1 open source tools compared. Sorted by stars — scroll down for our analysis.
| Tool | Stars | Velocity | Language | License | Score |
|---|---|---|---|---|---|
Syncthing Open source continuous file synchronization | 81.2k | — | Go | Mozilla Public License 2.0 | 79 |
If you want to sync files between your devices without trusting a cloud provider — your laptop, your phone, your NAS, your server — Syncthing does peer-to-peer file synchronization. No central server, no account, no subscription. Your files go directly between your devices, encrypted in transit. 81K stars, Mozilla Public License 2.0, written in Go. It's like Dropbox but you own every piece of it. Set it up on two devices, point them at a folder, and changes sync automatically. It handles conflict resolution, versioning, and works across NATs without port forwarding (using relay servers for discovery, but actual data transfer is direct when possible). Everything is free. No paid tier, no premium features, no cloud storage costs.
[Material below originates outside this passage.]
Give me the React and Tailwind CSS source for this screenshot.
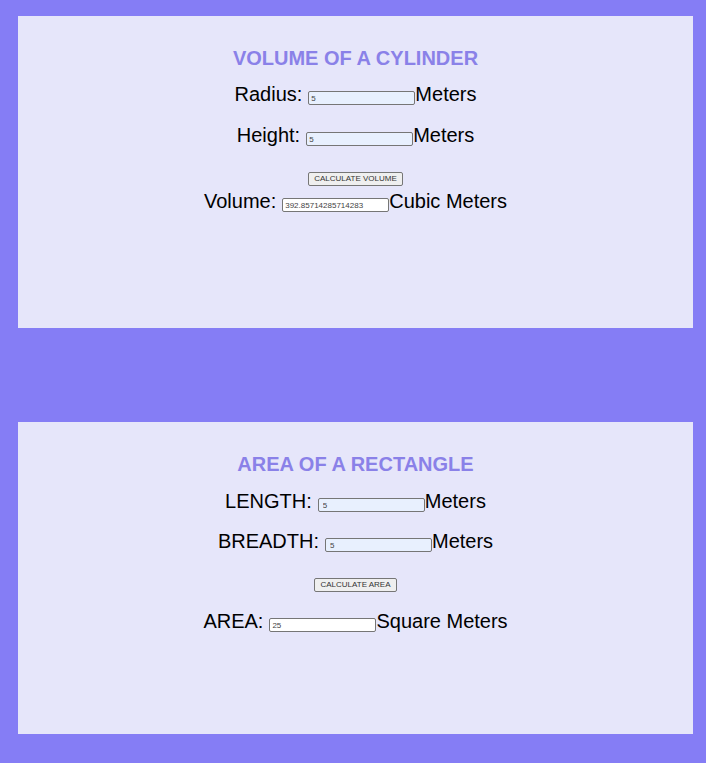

You're using your own devices' storage. The catch: there's no web interface for accessing files remotely — it syncs between devices that are running Syncthing. If your laptop is off, your phone can't pull a file from it. Dropbox/Google Drive solve this with always-on cloud storage. Syncthing also requires at least basic technical comfort to set up — it's not "install and drag to folder" simple. And mobile support (Android) works but is a second-class citizen compared to the desktop experience. iOS has no official app.